Germain Nouveau quitte son Var natal et monte à Paris à 17 ans, en 1966, pour vivre de dessin. Il fréquente les milieux artistiques de la rive gauche, devient l’ami de Rimbaud puis de Verlaine, vit à Londres… Interné à Bicêtre pour délire mélancolique teinté d’idées mystiques, il vit d’aumônes dans la plus grande pauvreté à Aix et Marseille, avec un passage comme professeur de dessin à Alger. Passant de l’amour des femmes à celui de Dieu, il se repend d’« avoir fait à Dieu d’horribles guerres ». Mais, avant de mourir, Nouveau demande que soient détruites les publications et jusqu’aux manuscrits de ses œuvres. Il ne reste aujourd’hui de lui que Valentine et la Doctrine de l’amour, ainsi qu’un grand nombre de lettres échangées avec ses deux amis, et publiées par la Pléiade.

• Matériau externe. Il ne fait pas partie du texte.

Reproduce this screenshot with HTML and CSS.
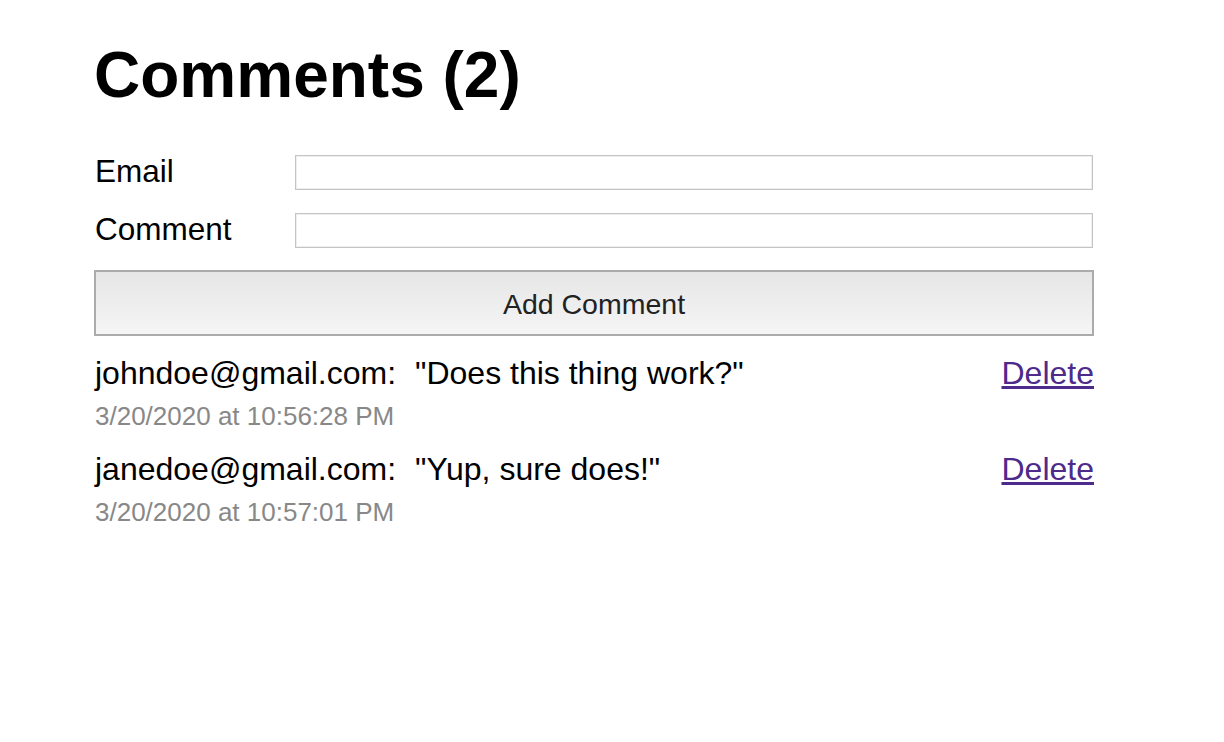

C’est dans ces textes réchappés de la destruction qu’Artscénicum a puisé pour ressusciter la vie « publique » de Nouveau. Deux comédiens donnent à entendre ses poèmes et surtout ses lettres, dont les dates, avec la mention des lieux visités, scandent la mise en scène. En écho au jeu talentueux de Philippe Chuyen, Jean-Louis Todisco met en musique les mots mêmes de l’artiste. Tous deux, passionnés de la culture méridionale, qui ne se résume pas au xxe siècle pagnolien, font ainsi œuvre de belle mémoire. Mise en mots et en musique. Mise en espace aussi par un mobile qui leur sert de support et de véhicule : la mise en scène s’en trouve d’autant plus fluide, mouvante et dynamique.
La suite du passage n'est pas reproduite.